Alfred Barye

French sculptor

Alfred Barye "Le Fils" or Alf Barye (Paris, France, 21 January 1839 – Paris, France, 1882) was a French sculptor of the Belle Époque. He was a student of his father, the artist Antoine-Louis Barye. In cooperation with Émile Guillemin, Barye did the artwork for "The Arab Warrior Knight on Horseback". Other works of his were animal bronzes as well as Oriental subjects. At his father's request, he signed his work as "fils" to differentiate his work from his father's.

As was his father Antoine-Louis Barye, Alfred Barye became Ferdinand Philippe d'Orléans favorite sculptor, and later the quasi-official sculptor of Napoleon III.

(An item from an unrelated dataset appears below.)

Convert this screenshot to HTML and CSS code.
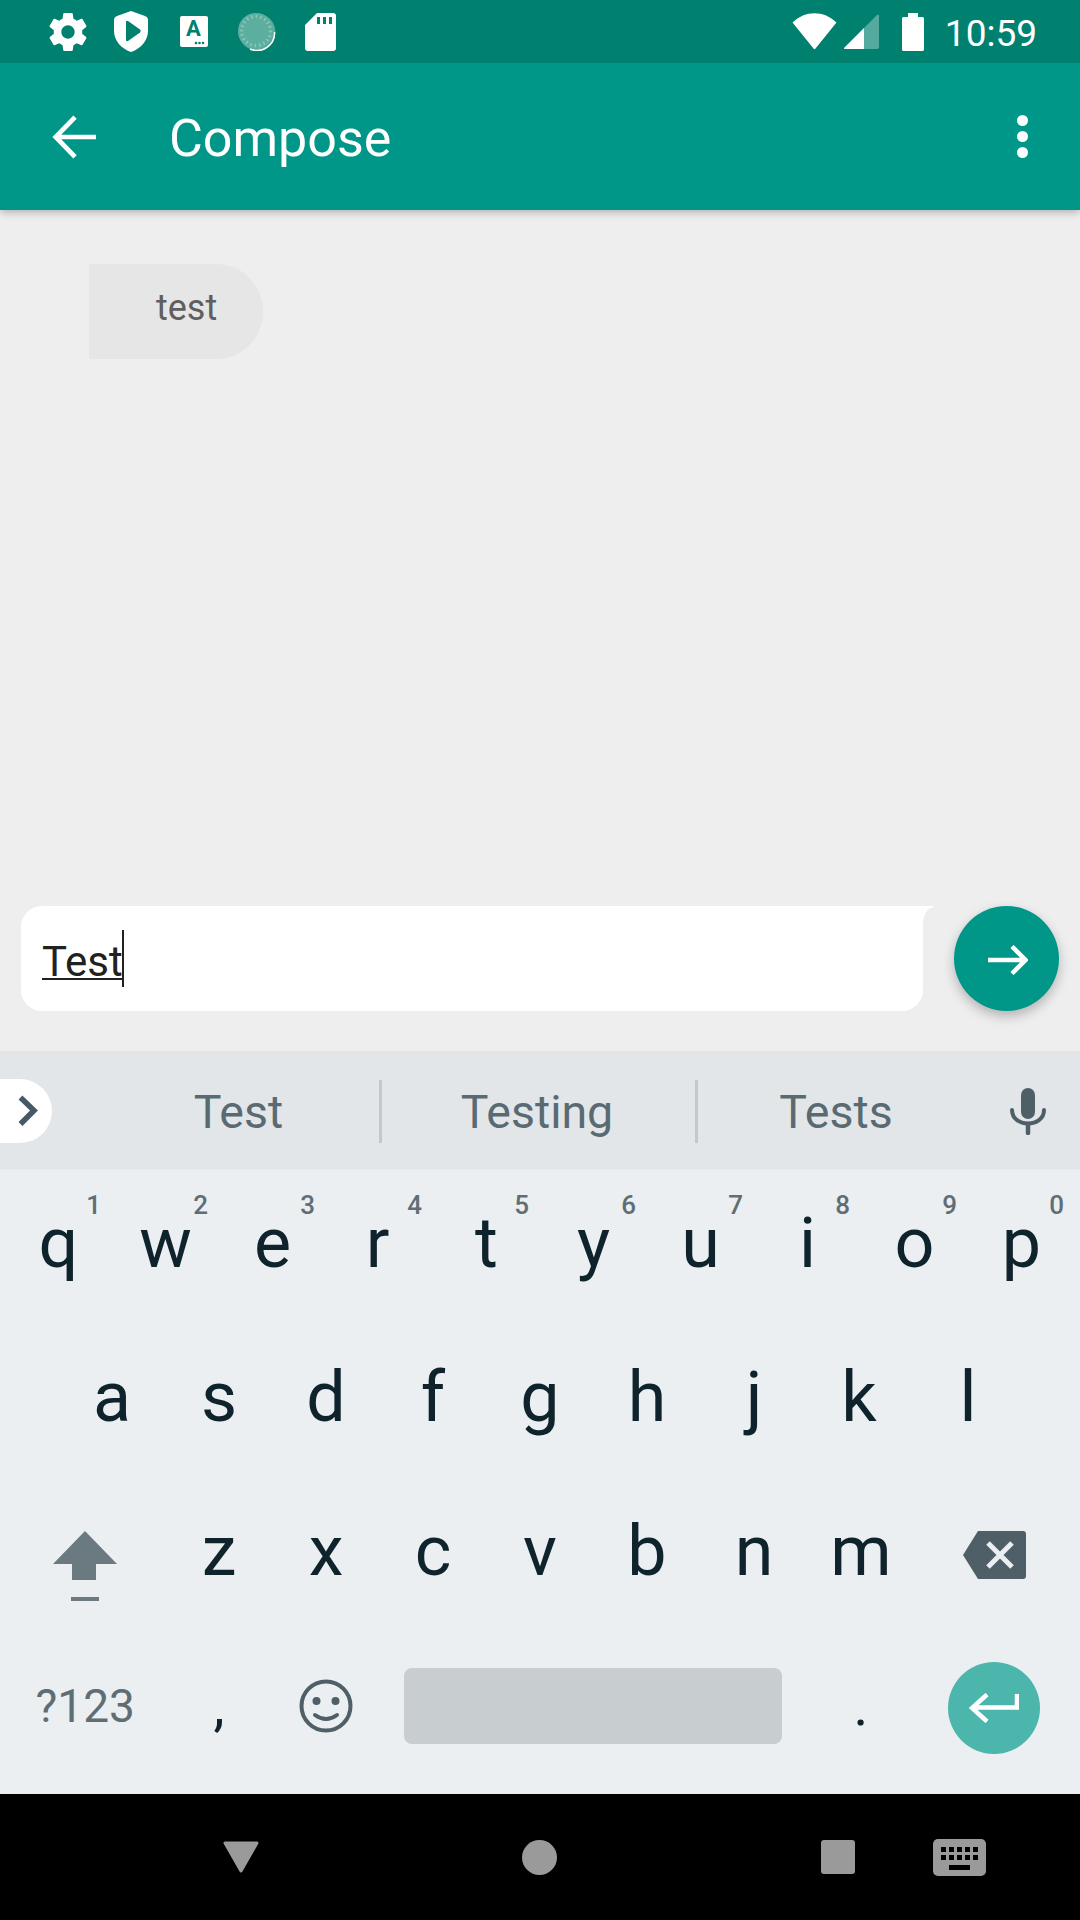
FILE: index.html
```html
<!DOCTYPE html>
<html lang="en">
<head>
<meta charset="utf-8">
<title>Compose</title>
<link rel="stylesheet" href="styles.css">
</head>
<body>
<div class="screen">
  <header class="status">
    <div class="status-left">
      <svg class="ic-gear" viewBox="2 2 20 20"><path fill="#fff" d="M19.43 12.98c.04-.32.07-.64.07-.98s-.03-.66-.07-.98l2.11-1.65c.19-.15.24-.42.12-.64l-2-3.46c-.12-.22-.39-.3-.61-.22l-2.49 1c-.52-.4-1.08-.73-1.69-.98l-.38-2.65C14.46 2.18 14.25 2 14 2h-4c-.25 0-.46.18-.49.42l-.38 2.65c-.61.25-1.17.59-1.69.98l-2.49-1c-.23-.09-.49 0-.61.22l-2 3.46c-.13.22-.07.49.12.64l2.11 1.65c-.04.32-.07.65-.07.98s.03.66.07.98l-2.11 1.65c-.19.15-.24.42-.12.64l2 3.46c.12.22.39.3.61.22l2.49-1c.52.4 1.08.73 1.69.98l.38 2.65c.03.24.24.42.49.42h4c.25 0 .46-.18.49-.42l.38-2.65c.61-.25 1.17-.59 1.69-.98l2.49 1c.23.09.49 0 .61-.22l2-3.46c.12-.22.07-.49-.12-.64l-2.11-1.65zM12 15.5c-1.93 0-3.5-1.57-3.5-3.5s1.57-3.5 3.5-3.5 3.5 1.57 3.5 3.5-1.57 3.5-3.5 3.5z"/></svg>
      <svg class="ic-shield" viewBox="0 0 34 41"><path fill="#fff" d="M17 0 L31 5 Q34 6 34 9 V20 C34 30 26 38 17 41 C8 38 0 30 0 20 V9 Q0 6 3 5 Z"/><path fill="#00806f" d="M12 11 Q12 9 14 10 L26 18.500 Q27.500 20 26 21.500 L14 30 Q12 31 12 29 Z"/></svg>
      <svg class="ic-a" viewBox="0 0 28 31"><rect width="28" height="31" rx="2" fill="#fff"/><text x="13.500" y="20" class="ic-a-text">A</text><circle cx="16" cy="27" r="1.300" fill="#00806f"/><circle cx="19.500" cy="27" r="1.300" fill="#00806f"/><circle cx="23" cy="27" r="1.300" fill="#00806f"/></svg>
      <svg class="ic-spin" viewBox="0 0 38 38">
        <circle cx="19" cy="19" r="18.500" fill="#fff" fill-opacity=".33"/>
        <circle cx="18" cy="18" r="18" fill="#5cae9f"/>
        <path d="M36.500 19 A17.500 17.500 0 0 1 12 36" fill="none" stroke="#fff" stroke-width="1.500"/>
        <circle cx="18" cy="18" r="14.500" fill="none" stroke="#8cc6ba" stroke-width="3.500" stroke-dasharray="1.500 3"/>
      </svg>
      <svg class="ic-sd" viewBox="0 0 31 38"><path fill-rule="evenodd" fill="#fff" d="M12 0 H28 Q31 0 31 3 V35 Q31 38 28 38 H3 Q0 38 0 35 V12 Z M12 4 V11 H15 V4 Z M18 4 V11 H21 V4 Z M24 4 V11 H27 V4 Z"/></svg>
    </div>
    <div class="status-right">
      <svg class="ic-wifi" viewBox="0 0 45 37"><path fill="#fff" d="M0.500 9.500 C13 -3 32 -3 44.500 9.500 L23.500 35.500 Q22.500 37 21.500 35.500 Z"/></svg>
      <svg class="ic-signal" viewBox="0 0 35 35"><path fill="#fff" fill-opacity=".33" d="M20 14 L33 1 Q35 -.5 35 2 V33 Q35 35 33 35 H20 Z"/><path fill="#fff" d="M20 14 V35 H1 Q-.5 35 .5 33.500 Z"/></svg>
      <svg class="ic-batt" viewBox="0 0 22 38"><path fill="#fff" d="M6 0 H16 V4 H20.500 Q22 4 22 5.500 V36.500 Q22 38 20.500 38 H1.500 Q0 38 0 36.500 V5.500 Q0 4 1.500 4 H6 Z"/></svg>
      <span class="clock">10:59</span>
    </div>
  </header>

  <div class="appbar">
    <svg class="ic-back" viewBox="0 0 42 42"><path fill="none" stroke="#fff" stroke-width="4.500" d="M42 21 H4 M22 2 L3.500 21 L22 40"/></svg>
    <h1 class="title">Compose</h1>
    <div class="more"><i></i><i></i><i></i></div>
  </div>

  <main class="chat">
    <div class="messages">
      <div class="bubble">test</div>
    </div>
    <div class="composer">
      <div class="field">
        <span class="typed">Test</span><span class="caret"></span>
      </div>
      <button class="send" type="button" aria-label="Send">
        <svg viewBox="0 0 40 30"><path fill="none" stroke="#fff" stroke-width="4.500" d="M0 15 H37 M24 1.500 L37.500 15 L24 28.500"/></svg>
      </button>
    </div>
  </main>

  <section class="keyboard">
    <div class="strip">
      <div class="expand"><svg viewBox="0 0 20 32"><path fill="none" stroke="#455a64" stroke-width="5.500" d="M2.500 2.500 L16 15.500 L2.500 29"/></svg></div>
      <div class="sugg sugg-1">Test</div>
      <span class="divider"></span>
      <div class="sugg sugg-2">Testing</div>
      <span class="divider"></span>
      <div class="sugg sugg-3">Tests</div>
      <svg class="ic-mic" viewBox="0 0 36 47"><rect x="11" y="0" width="14" height="31" rx="7" fill="#4f5f68"/><path d="M2 22 C2 40 34 40 34 22" fill="none" stroke="#4f5f68" stroke-width="4" stroke-linecap="round"/><path d="M18 36 V45" stroke="#4f5f68" stroke-width="4.500" stroke-linecap="round"/></svg>
    </div>
    <div class="keys">
      <div class="row">
        <div class="key">q<sup>1</sup></div><div class="key">w<sup>2</sup></div><div class="key">e<sup>3</sup></div><div class="key nudge">r<sup>4</sup></div><div class="key">t<sup>5</sup></div><div class="key">y<sup>6</sup></div><div class="key">u<sup>7</sup></div><div class="key">i<sup>8</sup></div><div class="key">o<sup>9</sup></div><div class="key">p<sup>0</sup></div>
      </div>
      <div class="row row-home">
        <div class="key">a</div><div class="key">s</div><div class="key">d</div><div class="key">f</div><div class="key">g</div><div class="key">h</div><div class="key">j</div><div class="key nudge">k</div><div class="key">l</div>
      </div>
      <div class="row">
        <div class="key wide">
          <svg class="ic-shift" viewBox="0 0 64 70"><path fill="#6b7a80" d="M32 0 L64 33 H43 V49 H19 V33 H0 Z"/><rect x="18" y="66" width="28" height="4" fill="#6b7a80"/></svg>
        </div>
        <div class="key">z</div><div class="key">x</div><div class="key">c</div><div class="key">v</div><div class="key">b</div><div class="key">n</div><div class="key">m</div>
        <div class="key wide">
          <svg class="ic-del" viewBox="0 0 63 48"><path fill="#4f5f68" d="M15 0 H60 Q63 0 63 3 V45 Q63 48 60 48 H15 L0 24 Z"/><path stroke="#ebeff2" stroke-width="5" d="M25 12 L49 36 M49 12 L25 36"/></svg>
        </div>
      </div>
      <div class="row">
        <div class="key wide sym">?123</div>
        <div class="key comma">,</div>
        <div class="key">
          <svg class="ic-emoji" viewBox="0 0 54 54"><circle cx="27" cy="27" r="24.500" fill="none" stroke="#4f5f68" stroke-width="4"/><circle cx="17.500" cy="22" r="4" fill="#4f5f68"/><circle cx="36.500" cy="22" r="4" fill="#4f5f68"/><path d="M16 36 Q27 44 38 36" fill="none" stroke="#4f5f68" stroke-width="4" stroke-linecap="round"/></svg>
        </div>
        <div class="key space"><span class="spacebar"></span></div>
        <div class="key period">.</div>
        <div class="key wide">
          <span class="enter"><svg viewBox="0 0 50 30"><path fill="none" stroke="#fff" stroke-width="4.500" d="M48 1 V14.500 H3 M18 1.500 L3 15 L18 28.500"/></svg></span>
        </div>
      </div>
    </div>
  </section>

  <nav class="navbar">
    <svg class="ic-navback" viewBox="0 0 36 32"><path fill="#9a9a9a" stroke="#9a9a9a" stroke-width="3" stroke-linejoin="round" d="M2 2 H34 L18 30 Z"/></svg>
    <span class="ic-home"></span>
    <span class="ic-recent"></span>
    <svg class="ic-kbd" viewBox="0 0 53 37"><rect width="53" height="37" rx="5" fill="#9a9a9a"/>
      <g fill="#000"><rect x="8" y="8" width="5" height="5"/><rect x="16" y="8" width="5" height="5"/><rect x="24" y="8" width="5" height="5"/><rect x="32" y="8" width="5" height="5"/><rect x="40" y="8" width="5" height="5"/><rect x="8" y="16" width="5" height="5"/><rect x="16" y="16" width="5" height="5"/><rect x="24" y="16" width="5" height="5"/><rect x="32" y="16" width="5" height="5"/><rect x="40" y="16" width="5" height="5"/><rect x="16" y="26" width="21" height="5"/></g></svg>
  </nav>
</div>
</body>
</html>
```
FILE: styles.css
```css
* { box-sizing: border-box; }
html, body { margin: 0; padding: 0; }
body { font-family: Roboto, "Liberation Sans", sans-serif; background: #eee; }
.screen { width: 1080px; height: 1920px; display: flex; flex-direction: column; overflow: hidden; }

.status { height: 63px; flex: none; background: #00806f; display: flex; align-items: center; justify-content: space-between; padding: 0 43px 0 49px; position: relative; z-index: 3; }
.status-left, .status-right { display: flex; align-items: center; }
.status svg { display: block; flex: none; }
.ic-gear { width: 38px; height: 38px; }
.ic-shield { width: 34px; height: 41px; margin-left: 27px; }
.ic-a { width: 28px; height: 31px; margin-left: 32px; }
.ic-a-text { font: 700 22px Roboto, sans-serif; fill: #00806f; text-anchor: middle; }
.ic-spin { width: 38px; height: 38px; margin-left: 30px; }
.ic-sd { width: 31px; height: 38px; margin-left: 29px; }
.ic-wifi { width: 45px; height: 37px; }
.ic-signal { width: 35px; height: 35px; margin-left: 7px; }
.ic-batt { width: 22px; height: 38px; margin-left: 23px; }
.clock { color: #fff; font-size: 37px; line-height: 63px; margin-left: 21px; padding-top: 3px; }

.appbar { height: 147px; flex: none; background: #009688; display: flex; align-items: center; padding: 0 52px 0 52px; box-shadow: 0 2px 8px rgba(0,0,0,.28); position: relative; z-index: 2; }
.ic-back { width: 44px; height: 44px; flex: none; }
.title { margin: 0 0 0 73px; padding-top: 3px; flex: 1; color: #fff; font-size: 52px; font-weight: 400; }
.more { display: flex; flex-direction: column; gap: 5px; }
.more i { display: block; width: 11px; height: 11px; border-radius: 50%; background: #fff; }

.chat { flex: 1; min-height: 0; display: flex; flex-direction: column; background: #eee; }
.messages { flex: 1; padding: 54px 0 0 89px; }
.bubble { width: 174px; height: 95px; background: #e6e6e6; color: #5f5f5f; border-radius: 0 47px 47px 0; font-size: 36px; padding: 23px 0 0 67px; line-height: 42px; }
.composer { flex: none; display: flex; align-items: flex-start; padding: 0 21px 42px; justify-content: space-between; }
.field { width: 902px; height: 105px; background: #fff; border-radius: 21px 0 21px 21px; display: flex; align-items: center; padding-left: 21px; position: relative; }
.field::after { content: ""; position: absolute; right: -11px; top: 0; width: 11px; height: 17px; background: radial-gradient(ellipse 11px 16px at 100% 100%, transparent 97%, #fff 100%); border-top-right-radius: 2px; }
.typed { font-size: 42px; color: #212121; line-height: 58px; border-bottom: 2px solid #212121; height: 47px; margin-bottom: 4px; }
.caret { width: 2px; height: 57px; background: #212121; margin-left: -1px; }
.send { width: 105px; height: 105px; padding: 0; border: 0; border-radius: 50%; background: #009688; display: flex; align-items: center; justify-content: center; box-shadow: 0 5px 12px rgba(0,0,0,.25); }
.send svg { width: 40px; height: 30px; margin-left: 3px; margin-top: 2px; }

.keyboard { flex: none; background: #ebeff2; }
.strip { height: 116px; background: #e2e6e9; display: flex; align-items: center; box-shadow: 0 -1px 3px rgba(0,0,0,.08); position: relative; }
.expand { width: 52px; height: 64px; background: #fff; border-radius: 0 32px 32px 0; display: flex; align-items: center; padding-left: 18px; flex: none; }
.expand svg { width: 20px; height: 32px; }
.sugg { font-size: 46.500px; color: #5a6a72; text-align: center; padding-top: 2px; }
.sugg-1 { width: 327px; padding-left: 46px; }
.sugg-2 { width: 313px; padding-right: 3px; }
.sugg-3 { width: 276px; }
.divider { width: 3px; height: 63px; background: #c3c8cb; flex: none; }
.ic-mic { width: 36px; height: 47px; margin-left: 36px; }

.keys { height: 625px; display: flex; flex-direction: column; }
.row { flex: none; height: 154.200px; display: flex; justify-content: center; }
.key { width: 107px; position: relative; display: flex; align-items: center; justify-content: center; font-size: 70px; color: #0f232c; line-height: 1; padding-bottom: 6px; }
.key sup { position: absolute; top: 23px; right: 11px; font-size: 26px; font-weight: 500; color: #5f6e75; line-height: 1; }
.nudge { padding-right: 4px; }
.wide { width: 160.500px; }
.sym { font-size: 46px; color: #5f6e75; }
.comma, .period { font-size: 56px; }
.space { width: 428px; }
.spacebar { display: block; width: 378px; height: 76px; background: #c8cdd0; border-radius: 8px; margin-right: 2px; }
.enter { width: 92px; height: 92px; border-radius: 50%; background: #4db6ac; display: flex; align-items: center; justify-content: center; margin-top: 5px; margin-right: 1px; }
.enter svg { width: 50px; height: 30px; }
.ic-shift { width: 64px; height: 70px; margin-top: 29px; }
.ic-del { width: 63px; height: 48px; margin-top: 8px; }
.ic-emoji { width: 54px; height: 54px; }

.navbar { height: 126px; flex: none; background: #000; display: flex; align-items: center; padding: 0 94px 0 223px; }
.ic-navback { width: 36px; height: 32px; }
.ic-home { width: 35px; height: 35px; border-radius: 50%; background: #9a9a9a; margin-left: 263px; }
.ic-recent { width: 34px; height: 34px; border-radius: 3px; background: #9a9a9a; margin-left: 264px; }
.ic-kbd { width: 53px; height: 37px; margin-left: 78px; }
```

He signed many of his sculptural works as Barye or A. Barye, the same signature used by his father. This has caused as much confusion today as it did during his lifetime, and many of Alfred’s models are mistakenly attributed to and sold as his father’s works. After much family disagreement and at the insistence of his father, he began signing his work as Alf. Barye, and later A. Barye Fils. It has been suggested, but never confirmed, that Alfred Barye was responsible for quite a few unauthorized lifetime casts of his father’s works. Many works mistakenly attributed to Antoine-Louis Barye are actually by his brilliant son, Alfred Barye.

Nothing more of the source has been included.